**Objective**
Everything from the first line of the data below through the line that contains "border-[#d5dde6] rounded-[4px] bg-white" should be written out exactly, please, and nothing more; the pictures stay out.

**Data shown**
—————

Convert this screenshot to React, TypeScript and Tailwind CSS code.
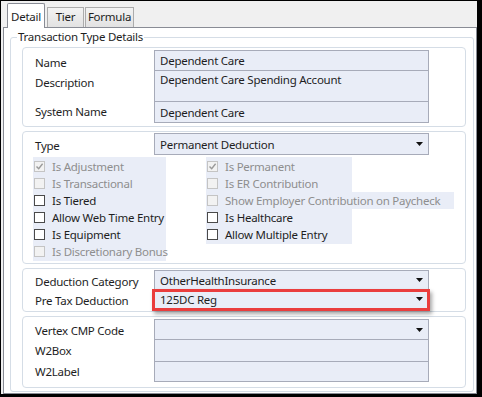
import React from "react"

const box = "border border-[#a7abb9] bg-[#e9edf7]"

function Arrow() {
  return (
    <svg width="7" height="4" viewBox="0 0 7 4" className="shrink-0">
      <polygon points="0,0 7,0 3.5,4" fill="#111" />
    </svg>
  )
}

function Select({ value, h, className = "" }: { value?: string; h: string; className?: string }) {
  return (
    <div className={`${box} ${h} w-[275px] flex items-center justify-between pl-[5px] pr-[5px] ${className}`}>
      <span className="pt-px">{value}</span>
      <Arrow />
    </div>
  )
}

function Label({ text, className = "" }: { text: string; className?: string }) {
  return <div className={`w-[119px] shrink-0 ${className}`}>{text}</div>
}

function Check({
  label,
  checked = false,
  disabled = false,
  w = "w-[133px]",
}: {
  label: string
  checked?: boolean
  disabled?: boolean
  w?: string
}) {
  return (
    <div className={`h-[17px] ${w} flex items-center bg-[#e9edf7] ${disabled ? "text-[#8e8e8e]" : ""}`}>
      <div
        className={`ml-px shrink-0 w-[11px] h-[11px] border flex items-center justify-center ${
          disabled ? "border-[#c4c4c4] bg-[#f2f2f2]" : "border-[#4a4a4a] bg-white"
        }`}
      >
        {checked && (
          <svg width="9" height="9" viewBox="0 0 9 9">
            <path d="M1.5 4.5 L3.7 6.8 L7.6 1.8" stroke="#9a9a9a" strokeWidth="1.4" fill="none" />
          </svg>
        )}
      </div>
      <span className="ml-[7px] pt-px whitespace-nowrap">{label}</span>
    </div>
  )
}

const panel = "border border-[#d5dde6] rounded-[4px] bg-white pl-[12px]"

export default function App() {
  return (
    <div className="w-[482px] h-[397px] bg-black pt-px pl-px pr-[5px] pb-[3px] font-['Noto_Sans',sans-serif] text-[11.5px] tracking-[-0.25px] leading-[16px] text-[#1e1e1e]">
      <div className="w-full h-full bg-[#f0f0f0] flex flex-col pl-[2px]">
        {/* tab strip */}
        <div className="h-[26px] flex items-end relative z-10 shrink-0">
          <div className="ml-[4px] w-[38px] h-[25px] -mb-px bg-white border border-b-0 border-[#898c95] rounded-t-[2px] flex items-start justify-center pt-[5px]">
            Detail
          </div>
          <div className="ml-[2px] w-[37px] h-[20px] bg-gradient-to-b from-[#f3f3f3] to-[#e2e2e2] border border-b-0 border-[#acacac] flex items-start justify-center pt-[1px]">
            Tier
          </div>
          <div className="ml-px w-[49px] h-[20px] bg-gradient-to-b from-[#f3f3f3] to-[#e2e2e2] border border-b-0 border-[#acacac] flex items-start justify-center pt-[1px]">
            Formula
          </div>
        </div>

        {/* tab page */}
        <div className="flex-1 bg-white border border-[#898c95] pl-[6px] pr-[2px] pt-[2px]">
          <fieldset className="border border-[#d5dde6] rounded-[3px] pl-[11px] pr-[7px] pb-[2px] h-[362px]">
            <legend className="-ml-[5px] px-[1px] leading-[14px]">Transaction Type Details</legend>

            {/* panel 1 */}
            <div className={`${panel} h-[80px] pt-[2px] mt-[3px]`}>
              <div className="flex">
                <Label text="Name" className="flex items-center pt-[4px]" />
                <div className={`${box} h-[21px] w-[275px] pl-[5px] pt-px flex items-center`}>Dependent Care</div>
              </div>
              <div className="flex -mt-px">
                <Label text="Description" className="pt-[5px]" />
                <div className={`${box} h-[32px] w-[275px] pl-[5px] pt-px`}>Dependent Care Spending Account</div>
              </div>
              <div className="flex -mt-px">
                <Label text="System Name" className="flex items-center" />
                <div className={`${box} h-[22px] w-[275px] pl-[5px] pt-px flex items-center`}>Dependent Care</div>
              </div>
            </div>

            {/* panel 2 */}
            <div className={`${panel} h-[133px] pt-px mt-[4px]`}>
              <div className="flex">
                <Label text="Type" className="flex items-center pt-[3px]" />
                <Select value="Permanent Deduction" h="h-[22px]" />
              </div>
              <div className="flex mt-[2px] -ml-[2px]">
                <div className="flex flex-col py-px bg-[#e9edf7] w-[133px]">
                  <Check label="Is Adjustment" checked disabled />
                  <Check label="Is Transactional" disabled />
                  <Check label="Is Tiered" />
                  <Check label="Allow Web Time Entry" />
                  <Check label="Is Equipment" />
                  <Check label="Is Discretionary Bonus" disabled />
                </div>
                <div className="flex flex-col py-px bg-[#e9edf7] w-[146px] ml-[40px] self-start">
                  <Check label="Is Permanent" checked disabled w="w-[146px]" />
                  <Check label="Is ER Contribution" disabled w="w-[146px]" />
                  <Check label="Show Employer Contribution on Paycheck" disabled w="w-[248px]" />
                  <Check label="Is Healthcare" w="w-[146px]" />
                  <Check label="Allow Multiple Entry" w="w-[146px]" />
                </div>
              </div>
            </div>

            {/* panel 3 */}
            <div className={`${panel} h-[44px] pt-px mt-[4px]`}>
              <div className="flex">
                <Label text="Deduction Category" className="flex items-center pt-[3px]" />
                <Select value="OtherHealthInsurance" h="h-[20px]" />
              </div>
              <div className="flex -mt-px">
                <Label text="Pre Tax Deduction" className="flex items-center pt-[3px]" />
                <div className="relative">
                  <Select value="125DC Reg" h="h-[20px]" />
                  <div className="absolute -left-[2px] top-0 w-[278px] h-[22px] border-[3px] border-[#ea3d3d] shadow-[2px_3px_4px_rgba(0,0,0,0.35)]" />
                </div>
              </div>
            </div>

            {/* panel 4 */}
            <div className={`${panel} h-[72px] pt-[2px] mt-[4px]`}>
              <div className="flex">
                <Label text="Vertex CMP Code" className="flex items-center pt-[2px]" />
                <Select h="h-[21px]" />
              </div>
              <div className="flex -mt-px">
                <Label text="W2Box" className="flex items-center pt-px" />
                <div className={`${box} h-[23px] w-[275px]`} />
              </div>
              <div className="flex -mt-px">
                <Label text="W2Label" className="flex items-center" />
                <div className={`${box} h-[21px] w-[275px]`} />
              </div>
            </div>
          </fieldset>
        </div>
      </div>
    </div>
  )
}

—————

**Result for this exercise**
Convert this screenshot to React, TypeScript and Tailwind CSS code.
import React from "react"

const box = "border border-[#a7abb9] bg-[#e9edf7]"

function Arrow() {
  return (
    <svg width="7" height="4" viewBox="0 0 7 4" className="shrink-0">
      <polygon points="0,0 7,0 3.5,4" fill="#111" />
    </svg>
  )
}

function Select({ value, h, className = "" }: { value?: string; h: string; className?: string }) {
  return (
    <div className={`${box} ${h} w-[275px] flex items-center justify-between pl-[5px] pr-[5px] ${className}`}>
      <span className="pt-px">{value}</span>
      <Arrow />
    </div>
  )
}

function Label({ text, className = "" }: { text: string; className?: string }) {
  return <div className={`w-[119px] shrink-0 ${className}`}>{text}</div>
}

function Check({
  label,
  checked = false,
  disabled = false,
  w = "w-[133px]",
}: {
  label: string
  checked?: boolean
  disabled?: boolean
  w?: string
}) {
  return (
    <div className={`h-[17px] ${w} flex items-center bg-[#e9edf7] ${disabled ? "text-[#8e8e8e]" : ""}`}>
      <div
        className={`ml-px shrink-0 w-[11px] h-[11px] border flex items-center justify-center ${
          disabled ? "border-[#c4c4c4] bg-[#f2f2f2]" : "border-[#4a4a4a] bg-white"
        }`}
      >
        {checked && (
          <svg width="9" height="9" viewBox="0 0 9 9">
            <path d="M1.5 4.5 L3.7 6.8 L7.6 1.8" stroke="#9a9a9a" strokeWidth="1.4" fill="none" />
          </svg>
        )}
      </div>
      <span className="ml-[7px] pt-px whitespace-nowrap">{label}</span>
    </div>
  )
}

const panel = "border border-[#d5dde6] rounded-[4px] bg-white pl-[12px]"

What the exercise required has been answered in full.